4.4. Overall Limitations of the Systematic Review

This systematic review has several limitations that should be considered when interpreting its findings. First, while our search strategy was broad and included terms for multiple classes of NIADs, no primary clinical trials meeting our PICO criteria were identified for dipeptidyl peptidase-4 (DPP-4) inhibitors or meglitinides. The potential role of these therapies is discussed in recent reviews [40], but the lack of primary clinical data represents a significant gap in the literature, and consequently, a limitation in the scope of our synthesis.

Second, the potential for publication bias cannot be excluded.
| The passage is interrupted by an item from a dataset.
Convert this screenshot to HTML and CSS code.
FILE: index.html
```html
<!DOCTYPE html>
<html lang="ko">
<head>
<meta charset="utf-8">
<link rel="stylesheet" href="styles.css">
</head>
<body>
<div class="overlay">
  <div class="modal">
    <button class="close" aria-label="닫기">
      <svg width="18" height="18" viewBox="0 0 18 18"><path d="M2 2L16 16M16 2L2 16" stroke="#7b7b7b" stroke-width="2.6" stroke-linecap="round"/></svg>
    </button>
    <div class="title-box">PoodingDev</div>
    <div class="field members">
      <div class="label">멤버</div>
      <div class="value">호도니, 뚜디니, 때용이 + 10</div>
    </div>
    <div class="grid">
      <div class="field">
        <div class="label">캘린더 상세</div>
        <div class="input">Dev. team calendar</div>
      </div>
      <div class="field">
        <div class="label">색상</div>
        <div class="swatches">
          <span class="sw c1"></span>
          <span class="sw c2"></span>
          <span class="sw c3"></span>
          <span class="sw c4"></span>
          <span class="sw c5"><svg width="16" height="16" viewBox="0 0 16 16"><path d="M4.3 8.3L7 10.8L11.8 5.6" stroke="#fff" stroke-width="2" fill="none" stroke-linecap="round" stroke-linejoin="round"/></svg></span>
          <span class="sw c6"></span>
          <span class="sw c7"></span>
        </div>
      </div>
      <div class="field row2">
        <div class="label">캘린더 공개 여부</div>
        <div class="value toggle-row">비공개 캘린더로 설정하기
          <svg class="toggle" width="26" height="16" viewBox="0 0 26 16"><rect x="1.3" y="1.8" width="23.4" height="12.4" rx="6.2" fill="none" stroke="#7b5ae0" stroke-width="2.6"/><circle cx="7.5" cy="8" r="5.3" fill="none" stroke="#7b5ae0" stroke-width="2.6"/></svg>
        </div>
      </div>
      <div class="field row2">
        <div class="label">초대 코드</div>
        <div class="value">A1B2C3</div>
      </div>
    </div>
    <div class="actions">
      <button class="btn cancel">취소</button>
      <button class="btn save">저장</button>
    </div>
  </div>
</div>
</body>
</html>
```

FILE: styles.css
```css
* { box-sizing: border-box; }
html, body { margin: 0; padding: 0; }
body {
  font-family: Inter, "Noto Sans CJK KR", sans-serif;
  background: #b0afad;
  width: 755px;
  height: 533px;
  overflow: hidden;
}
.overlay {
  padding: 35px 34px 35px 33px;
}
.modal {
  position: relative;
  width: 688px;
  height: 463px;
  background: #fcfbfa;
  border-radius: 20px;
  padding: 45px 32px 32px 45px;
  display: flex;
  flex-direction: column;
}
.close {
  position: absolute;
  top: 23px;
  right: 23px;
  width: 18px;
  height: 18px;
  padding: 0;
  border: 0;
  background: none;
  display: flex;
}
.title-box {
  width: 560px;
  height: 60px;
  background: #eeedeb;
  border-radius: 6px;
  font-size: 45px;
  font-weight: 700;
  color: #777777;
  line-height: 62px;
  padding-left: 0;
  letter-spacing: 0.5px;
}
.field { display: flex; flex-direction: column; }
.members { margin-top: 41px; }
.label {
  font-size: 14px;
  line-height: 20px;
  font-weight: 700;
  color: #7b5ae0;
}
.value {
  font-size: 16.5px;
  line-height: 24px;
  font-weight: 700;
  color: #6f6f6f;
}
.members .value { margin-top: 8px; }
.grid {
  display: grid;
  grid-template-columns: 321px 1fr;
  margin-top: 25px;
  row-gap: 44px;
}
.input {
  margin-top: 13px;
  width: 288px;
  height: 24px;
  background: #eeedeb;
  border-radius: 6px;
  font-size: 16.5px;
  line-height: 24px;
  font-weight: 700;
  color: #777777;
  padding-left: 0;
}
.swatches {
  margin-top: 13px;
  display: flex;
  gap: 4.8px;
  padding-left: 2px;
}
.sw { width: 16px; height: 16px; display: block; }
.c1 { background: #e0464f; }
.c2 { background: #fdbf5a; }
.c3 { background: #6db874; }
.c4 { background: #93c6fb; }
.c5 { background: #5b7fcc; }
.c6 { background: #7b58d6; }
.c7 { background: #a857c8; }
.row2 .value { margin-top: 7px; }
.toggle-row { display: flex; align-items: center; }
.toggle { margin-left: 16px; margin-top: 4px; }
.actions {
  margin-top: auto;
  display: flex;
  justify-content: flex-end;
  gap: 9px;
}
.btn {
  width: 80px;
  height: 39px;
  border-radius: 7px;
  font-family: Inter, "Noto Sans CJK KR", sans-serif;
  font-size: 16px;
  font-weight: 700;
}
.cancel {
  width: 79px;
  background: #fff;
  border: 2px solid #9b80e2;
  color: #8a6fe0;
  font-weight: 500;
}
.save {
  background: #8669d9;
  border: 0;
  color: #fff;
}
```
It is possible that studies with negative or inconclusive results were less likely to be published, which could lead to an overestimation of the efficacy of some agents included in this review. As discussed previously, the marked heterogeneity across the included studies prevented a quantitative meta-analysis. This was particularly true for the SGLT2 inhibitor subgroup, where pooling was considered but deemed methodologically inappropriate, primarily due to the significant variability in the primary efficacy outcome definitions used across the pivotal trials. As the metrics for “treatment success” were not comparable, combining these disparate outcomes would have been misleading. We therefore proceeded with a narrative synthesis, which relies on qualitative interpretation.

A further limitation is the lack of prospective registration of our review protocol. While the methodology was established a priori, the absence of a public, time-stamped protocol means that any potential deviations from the initial plan cannot be formally audited, which may increase the risk of reporting bias.
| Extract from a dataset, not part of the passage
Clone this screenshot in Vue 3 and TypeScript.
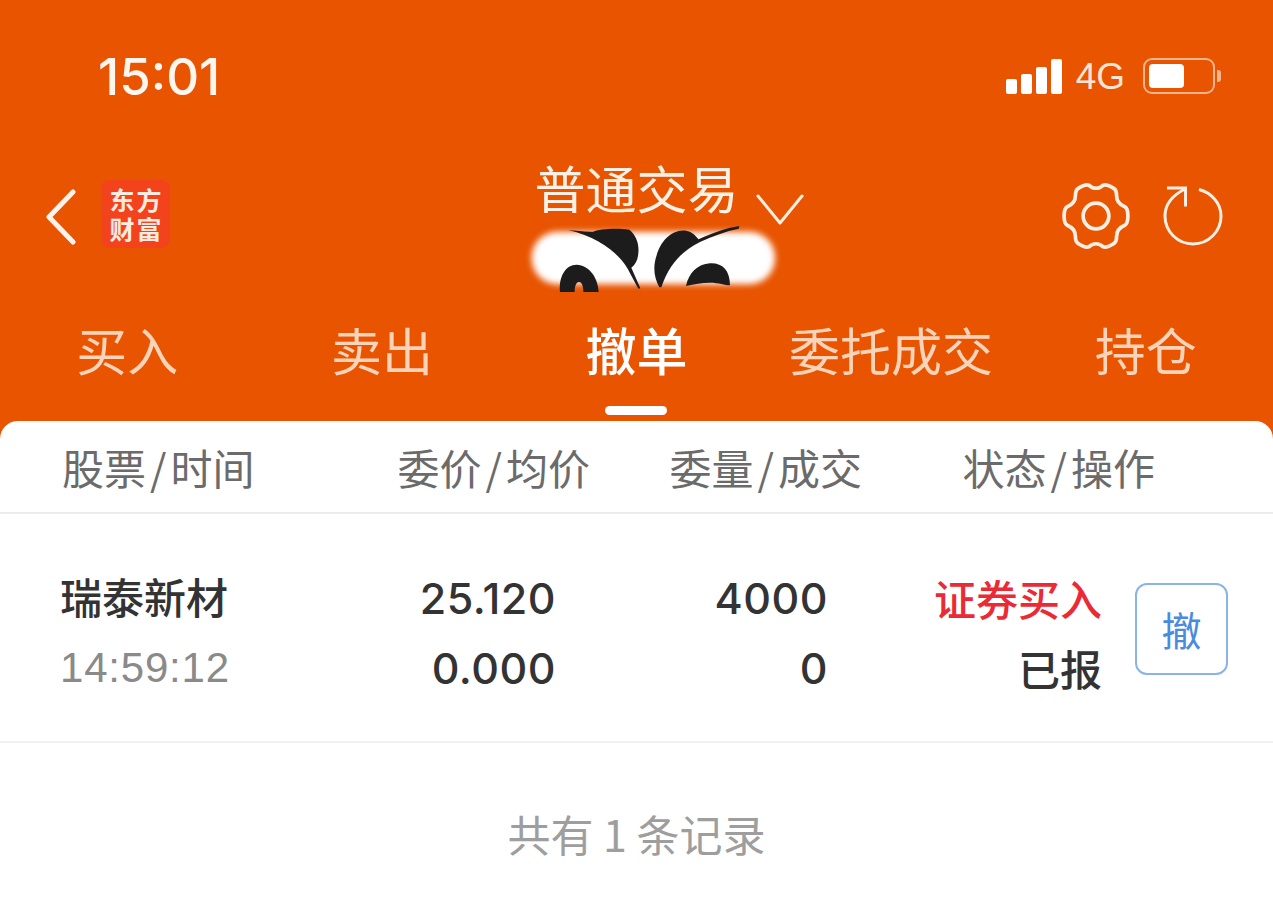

Finally, the literature search for this review was concluded on 4 April 2025. Although the authors have monitored the literature during manuscript preparation, it is possible that new evidence may have emerged after this date.

5. Conclusions

This systematic review concludes that the therapeutic landscape for FDM is undergoing a paradigm shift. The evidence supporting the use of traditional NIADs, such as sulfonylureas and biguanides, is scarce and of low methodological quality, suggesting limited clinical utility. In contrast, newer agents, particularly SGLT2 inhibitors, have demonstrated considerable efficacy as an oral monotherapy in recent, large clinical trials, in some cases showing non-inferiority to insulin. However, this promising efficacy is balanced by a distinct and serious safety consideration, namely the risk of eDKA, creating a critical new risk–benefit calculus for clinicians and owners, one that is heavily dependent on the owner’s ability and commitment to adhere to strict home monitoring protocols.
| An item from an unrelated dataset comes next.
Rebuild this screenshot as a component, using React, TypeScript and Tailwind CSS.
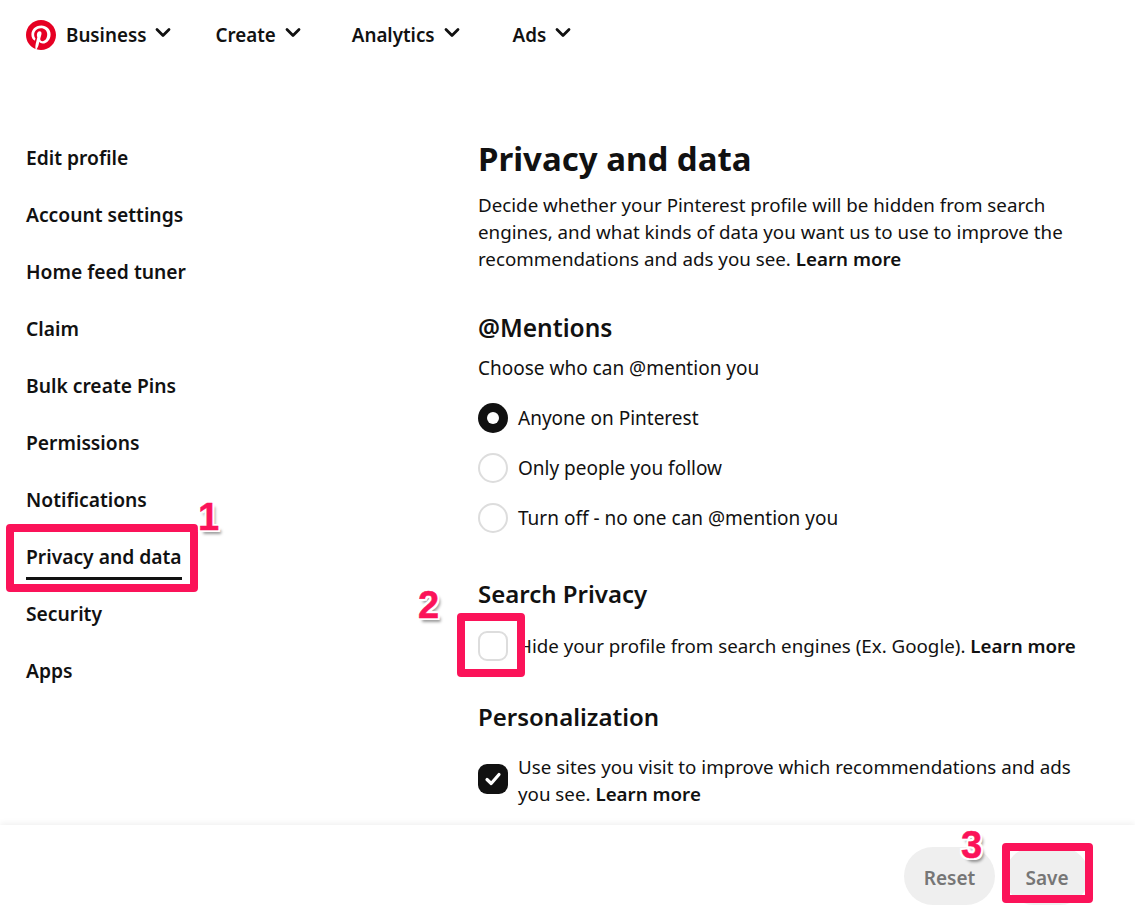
import React from "react";

const font = "font-['Noto_Sans','Open_Sans',sans-serif]";
const ink = "text-[#111111]";

function Chevron() {
  return (
    <svg width="16" height="16" viewBox="0 0 16 16" className="ml-[9px] mb-[5px]" fill="none">
      <path d="M2 4.5 L8 10.5 L14 4.5" stroke="#111" strokeWidth="2.8" strokeLinecap="round" strokeLinejoin="round" />
    </svg>
  );
}

function Logo() {
  return (
    <svg width="30" height="30" viewBox="0 0 24 24">
      <circle cx="12" cy="12" r="12" fill="#fff" />
      <path
        fill="#E60023"
        d="M12 0C5.373 0 0 5.372 0 12c0 5.084 3.163 9.426 7.627 11.174-.105-.949-.2-2.405.042-3.441.218-.937 1.407-5.965 1.407-5.965s-.359-.719-.359-1.782c0-1.668.967-2.914 2.171-2.914 1.023 0 1.518.769 1.518 1.69 0 1.029-.655 2.568-.994 3.995-.283 1.194.599 2.169 1.777 2.169 2.133 0 3.772-2.249 3.772-5.495 0-2.873-2.064-4.882-5.012-4.882-3.414 0-5.418 2.561-5.418 5.207 0 1.031.397 2.138.893 2.738a.36.36 0 0 1 .083.345l-.333 1.36c-.053.22-.174.267-.402.161-1.499-.698-2.436-2.889-2.436-4.649 0-3.785 2.75-7.262 7.929-7.262 4.163 0 7.398 2.967 7.398 6.931 0 4.136-2.607 7.464-6.227 7.464-1.216 0-2.359-.631-2.75-1.378l-.748 2.853c-.271 1.043-1.002 2.35-1.492 3.146C9.57 23.812 10.763 24 12 24c6.627 0 12-5.373 12-12S18.627 0 12 0z"
      />
    </svg>
  );
}

function NavItem({ label, className }: { label: string; className: string }) {
  return (
    <div className={`flex items-center ${className}`}>
      <span className={`text-[18.8px] font-semibold ${ink}`}>{label}</span>
      <Chevron />
    </div>
  );
}

const sidebar = [
  "Edit profile",
  "Account settings",
  "Home feed tuner",
  "Claim",
  "Bulk create Pins",
  "Permissions",
  "Notifications",
  "Privacy and data",
  "Security",
  "Apps",
];

function Radio({ on, label }: { on?: boolean; label: string }) {
  return (
    <div className="flex items-center h-[30px] mb-[20px]">
      {on ? (
        <span className="w-[30px] h-[30px] rounded-full bg-[#111] flex items-center justify-center">
          <span className="w-[12px] h-[12px] rounded-full bg-white" />
        </span>
      ) : (
        <span className="w-[30px] h-[30px] rounded-full border-2 border-[#dddddd] bg-white" />
      )}
      <span className={`ml-[10px] text-[19px] ${ink}`}>{label}</span>
    </div>
  );
}

function Annotation({ n, className }: { n: string; className: string }) {
  return (
    <span
      className={`absolute z-20 font-['Liberation_Sans',sans-serif] font-bold text-[38px] leading-none text-[#fb1359] [-webkit-text-stroke:0.5px_#fb1359] [text-shadow:2px_0_0_#fff,-2px_0_0_#fff,0_2px_0_#fff,0_-2px_0_#fff,2px_2px_0_#fff,-2px_-2px_0_#fff,2px_-2px_0_#fff,-2px_2px_0_#fff,3px_4px_3px_#00000066] ${className}`}
    >
      {n}
    </span>
  );
}

export default function App() {
  return (
    <div className={`relative h-[905px] w-[1135px] overflow-hidden bg-white flex flex-col ${font} ${ink}`}>
      <header className="h-[70px] flex items-center pl-[26px] shrink-0">
        <Logo />
        <NavItem label="Business" className="ml-[10px]" />
        <NavItem label="Create" className="ml-[44px]" />
        <NavItem label="Analytics" className="ml-[51px]" />
        <NavItem label="Ads" className="ml-[53px]" />
      </header>

      <div className="flex flex-1 min-h-0">
        <nav className="w-[478px] shrink-0 pl-[26px] pt-[70px]">
          {sidebar.map((s) => (
            <div key={s} className="h-[57px] flex items-start">
              <span
                className={`relative inline-block h-[36px] leading-[36px] text-[19.25px] font-semibold ${ink}`}
              >
                {s}
                {s === "Privacy and data" && (
                  <span className="absolute left-0 right-0 top-[38px] h-[3px] bg-[#111]" />
                )}
              </span>
            </div>
          ))}
        </nav>

        <main className="w-[600px] pt-[66px]">
          <h1 className={`text-[33px] leading-[46px] font-bold ${ink}`}>Privacy and data</h1>
          <p className={`mt-[9px] text-[18.75px] leading-[27px] ${ink}`}>
            Decide whether your Pinterest profile will be hidden from search engines, and what kinds of data you want us
            to use to improve the recommendations and ads you see. <b className="font-semibold">Learn more</b>
          </p>

          <h2 className="mt-[39px] text-[24.5px] leading-[34px] font-semibold">@Mentions</h2>
          <p className="mt-[10px] text-[19px] leading-[27px]">Choose who can @mention you</p>
          <div className="mt-[21px]">
            <Radio on label="Anyone on Pinterest" />
            <Radio label="Only people you follow" />
            <Radio label="Turn off - no one can @mention you" />
          </div>

          <h2 className="mt-[44px] text-[24px] leading-[34px] font-semibold">Search Privacy</h2>
          <div className="mt-[20px] flex items-center h-[30px]">
            <span className="w-[30px] h-[30px] rounded-[9px] border-2 border-[#dddddd] bg-white shrink-0" />
            <span className="ml-[10px] text-[18.75px] whitespace-nowrap">
              Hide your profile from search engines (Ex. Google). <b className="font-semibold">Learn more</b>
            </span>
          </div>

          <h2 className="mt-[39px] text-[24px] leading-[34px] font-semibold">Personalization</h2>
          <div className="mt-[19px] flex items-start">
            <span className="mt-[11px] w-[30px] h-[30px] rounded-[9px] bg-[#111] shrink-0 flex items-center justify-center">
              <svg width="20" height="20" viewBox="0 0 20 20" fill="none">
                <path d="M4 10.5 L8.2 14.5 L16 5.5" stroke="#fff" strokeWidth="3.2" strokeLinecap="round" strokeLinejoin="round" />
              </svg>
            </span>
            <p className="ml-[10px] text-[18.75px] leading-[27px]">
              Use sites you visit to improve which recommendations and ads you see.{" "}
              <b className="font-semibold">Learn more</b>
            </p>
          </div>
        </main>
      </div>

      <footer className="relative z-10 h-[80px] shrink-0 bg-white shadow-[0_-2px_6px_rgba(0,0,0,0.06)] flex justify-end pt-[22px] pr-[46px]">
        <div className="w-[91px] h-[58px] pt-[4px] rounded-[29px] bg-[#efefef] flex items-center justify-center text-[19px] font-semibold text-[#767676]">
          Reset
        </div>
        <div className="ml-[10px] w-[84px] h-[58px] pt-[4px] rounded-[29px] bg-[#efefef] flex items-center justify-center text-[19px] font-semibold text-[#767676]">
          Save
        </div>
      </footer>

      <div className="absolute z-20 left-[6px] top-[524px] w-[192px] h-[68px] border-[8px] border-[#fb1359] rounded-[4px]" />
      <div className="absolute z-20 left-[457px] top-[613px] w-[68px] h-[64px] border-[8px] border-[#fb1359] rounded-[4px]" />
      <div className="absolute z-20 left-[1002px] top-[843px] w-[91px] h-[60px] border-[8px] border-[#fb1359] rounded-[4px]" />
      <Annotation n="1" className="left-[198px] top-[498px]" />
      <Annotation n="2" className="left-[418px] top-[586px]" />
      <Annotation n="3" className="left-[961px] top-[826px]" />
    </div>
  );
}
The analysis of the current evidence base also reveals several critical gaps, pointing to clear directions for future research. To build a more robust foundation for evidence-based practice, there is a pressing need for high-quality, double-blinded RCTs, not only to confirm the efficacy rates observed in uncontrolled studies but also to conduct head-to-head comparisons between novel agents. Furthermore, future trials must better reflect clinical reality by evaluating the safety and efficacy of NIADs in cats with common comorbidities, such as chronic kidney disease and pancreatitis. A move toward standardized, clinically meaningful primary outcomes, including long-term diabetic remission rates, is also necessary to allow for more meaningful comparisons between studies. Finally, this review identified a significant translational gap; promising drug classes like the thiazolidinediones, which demonstrated strong positive effects in experimental models, warrant investigation in clinical trials of diabetic cats.